News that the UK is back in recession may have come as a shock to some – not least commentators who expected growth in the first quarter of the year. …
News that the UK is back in recession may have come as a shock to some – not least commentators who expected growth in the first quarter of the year. But for some people struggling with debt, the mood of recession may never have gone away.
On the one hand, there are those who have simply refused to believe the figures showing a 0.2 per cent dip in gross domestic product (GDP) are accurate, such as Rupert Watson, Head of Asset Allocation, Skandia Investment Group.
He said: "The GDP report is not consistent with most of the other data that has been released, which suggests the UK grew modestly at the start of this year."

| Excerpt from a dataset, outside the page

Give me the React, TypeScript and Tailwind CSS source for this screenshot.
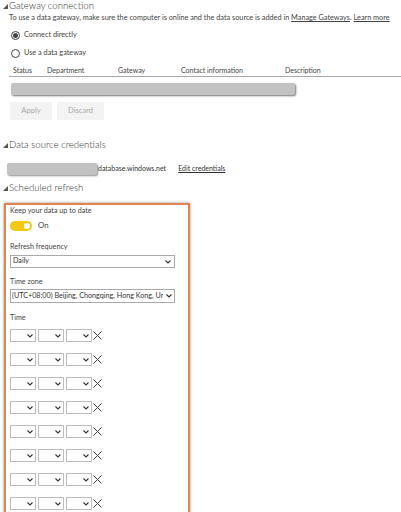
import React from "react";

const Tri = () => (
  <svg width="5" height="5" viewBox="0 0 5 5" className="shrink-0">
    <polygon points="5,0 5,5 0,5" fill="#555" />
  </svg>
);

const Chevron = () => (
  <svg width="6" height="4" viewBox="0 0 6 4">
    <polyline points="0.5,0.5 3,3 5.5,0.5" fill="none" stroke="#333" strokeWidth="1.1" />
  </svg>
);

const Heading = ({ text, className = "" }: { text: string; className?: string }) => (
  <div className={`flex items-center h-[12px] pl-[3px] gap-[1px] text-[9.6px] font-light text-[#333] leading-[12px] ${className}`}>
    <Tri />
    <span>{text}</span>
  </div>
);

const TimeSel = () => (
  <div className="w-[26px] h-[13px] border border-[#bdbdbd] flex items-center justify-end pr-[2px]">
    <Chevron />
  </div>
);

export default function App() {
  const rows = [0, 1, 2, 3, 4, 5, 6, 7];
  return (
    <div
      className="w-[401px] h-[512px] overflow-hidden bg-white text-[#444]"
      style={{ fontFamily: 'Lato, "Open Sans", sans-serif' }}
    >
      <Heading text="Gateway connection" />
      <div className="h-[12px] pl-[9px] text-[7.3px] leading-[12px] text-[#444] whitespace-nowrap">
        To use a data gateway, make sure the computer is online and the data source is added in{" "}
        <span className="underline">Manage Gateways</span>. <span className="underline">Learn more</span>
      </div>
      <div className="mt-[5px] h-[12px] pl-[11px] flex items-center gap-[4px] text-[7.3px]">
        <span className="w-[9px] h-[9px] rounded-full border border-[#444] flex items-center justify-center">
          <span className="w-[5px] h-[5px] rounded-full bg-[#444]" />
        </span>
        <span>Connect directly</span>
      </div>
      <div className="mt-[6px] h-[12px] pl-[11px] flex items-center gap-[4px] text-[7.3px]">
        <span className="w-[9px] h-[9px] rounded-full border border-[#444]" />
        <span>Use a data gateway</span>
      </div>
      <div className="mt-[5px] ml-[9px] h-[13px] border-b border-[#aaa] text-[7px] leading-[12px] text-[#444]">
        <div className="flex">
          <span className="w-[38px] pl-[4px]">Status</span>
          <span className="w-[71px]">Department</span>
          <span className="w-[63px]">Gateway</span>
          <span className="w-[104px]">Contact information</span>
          <span>Description</span>
        </div>
      </div>
      <div className="mt-[6px] ml-[11px] w-[284px] h-[12px] bg-[#c2c2c2] rounded-[2px] shadow-[1px_1px_2px_rgba(0,0,0,0.55)]" />
      <div className="mt-[7px] ml-[10px] flex gap-[5px] text-[7.6px] text-[#aaa]">
        <div className="w-[42px] h-[18px] bg-[#f3f3f3] flex items-center justify-center">Apply</div>
        <div className="w-[47px] h-[18px] bg-[#f3f3f3] flex items-center justify-center">Discard</div>
      </div>
      <Heading text="Data source credentials" className="mt-[19px]" />
      <div className="mt-[11px] ml-[7px] h-[13px] flex items-center text-[7px] text-[#333]">
        <div className="w-[90px] h-[12px] bg-[#c2c2c2] rounded-[2px] shadow-[1px_1px_2px_rgba(0,0,0,0.45)]" />
        <span className="ml-[1px]">database.windows.net</span>
        <span className="ml-[12px] underline">Edit credentials</span>
      </div>
      <Heading text="Scheduled refresh" className="mt-[7px]" />
      <div className="mt-[9px] ml-[4px] w-[186px] h-[330px] border-2 border-[#e2844f] shadow-[0_0_3px_rgba(0,0,0,0.4)] pl-[4px] text-[7.2px] text-[#444]">
        <div className="h-[12px] leading-[12px]">Keep your data up to date</div>
        <div className="mt-[4px] h-[10px] flex items-center gap-[6px]">
          <div className="w-[22px] h-[10px] rounded-full bg-[#f2c811] flex items-center justify-end pr-[2px]">
            <span className="w-[6px] h-[6px] rounded-full bg-white" />
          </div>
          <span className="text-[7.8px]">On</span>
        </div>
        <div className="mt-[10px] h-[12px] leading-[12px]">Refresh frequency</div>
        <div className="mt-[2px] w-[165px] h-[13px] border border-[#aaa] flex items-center justify-between pl-[2px] pr-[3px] text-[7.2px] text-[#333]">
          <span>Daily</span>
          <Chevron />
        </div>
        <div className="mt-[8px] h-[12px] leading-[12px]">Time zone</div>
        <div className="mt-[1px] w-[165px] h-[14px] border border-[#aaa] flex items-center justify-between pl-[1px] pr-[2px] text-[7.2px] text-[#333] overflow-hidden">
          <span className="whitespace-nowrap overflow-hidden">(UTC+08:00) Beijing, Chongqing, Hong Kong, Ur</span>
          <Chevron />
        </div>
        <div className="mt-[9px] h-[12px] leading-[12px]">Time</div>
        <div className="mt-[5px] flex flex-col gap-[11px]">
          {rows.map((r) => (
            <div key={r} className="flex items-center gap-[2px]">
              <TimeSel />
              <TimeSel />
              <TimeSel />
              <svg width="9" height="9" viewBox="0 0 9 9" className="-ml-[1px]">
                <path d="M0.5 0.5 L8.5 8.5 M8.5 0.5 L0.5 8.5" stroke="#444" strokeWidth="1" />
              </svg>
            </div>
          ))}
        </div>
      </div>
    </div>
  );
}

Mr Watson added that the latest Construction Confidence Index had seen an increase, which was at odds with the official data suggesting a three per cent dip in the sector's output.
Chief economist at Lloyds TSB Patrick Foley expressed similar views, noting the initial estimates for GDP are often substantially revised and again singling out the construction sector figures as being particularly questionable
However, he also noted: "The unavoidable fact remains the underlying trend in the economy is flat," pointing out that the extra bank holiday in June for the Queen's Diamond Jubilee could lead to another quarter of negative growth and cautioning that the expected improvement in economic conditions in the second half of the year is dependent on the eurozone situation not getting significantly worse.
The "underlying trend", of course, is what concerns many people, with low growth being accompanied by wage freezes, persistent inflation and high unemployment. And all this makes life harder for those who are in debt.
Joanna Elson of the Money Advice Trust said: "Whilst the technical recession might have only just returned, unfortunately the people's recession never really went away."
She said the organisation's own research has suggested as many as 1.7 million people will seek help from its debt helpline and Citizens Advice, compared with 1.46 million last year.
"Yet this only scratches the surface of the problem, with evidence suggesting one in five UK households are having difficulties meeting credit commitments," she added.
The comment that the recession had persisted for some was echoed by the chief executive of the Child Poverty Action Group, Alison Garnham, who said this was the case for families who have "endured a miserable few years coping with rising living costs, job losses, wage freezes and cuts in social protection". She called for recent cuts in family tax credits to be reversed.
Britons struggling with debt may find the best approach they can take is to seek help and advice at the earliest possible juncture, rather than waiting and hoping for the economy to improve. Even if the recession is short lived, or if a revision in the figures indicates there has not been a double dip after all, the recovery promises to be a slow and gradual one.
But by seeking a debt management plan, finding out ways to cut credit card debt or even taking out an individual voluntary arrangement if the amount owed is £15,000 or more and essentially unpayable, consumers can do much to ease their own personal feelings of recession.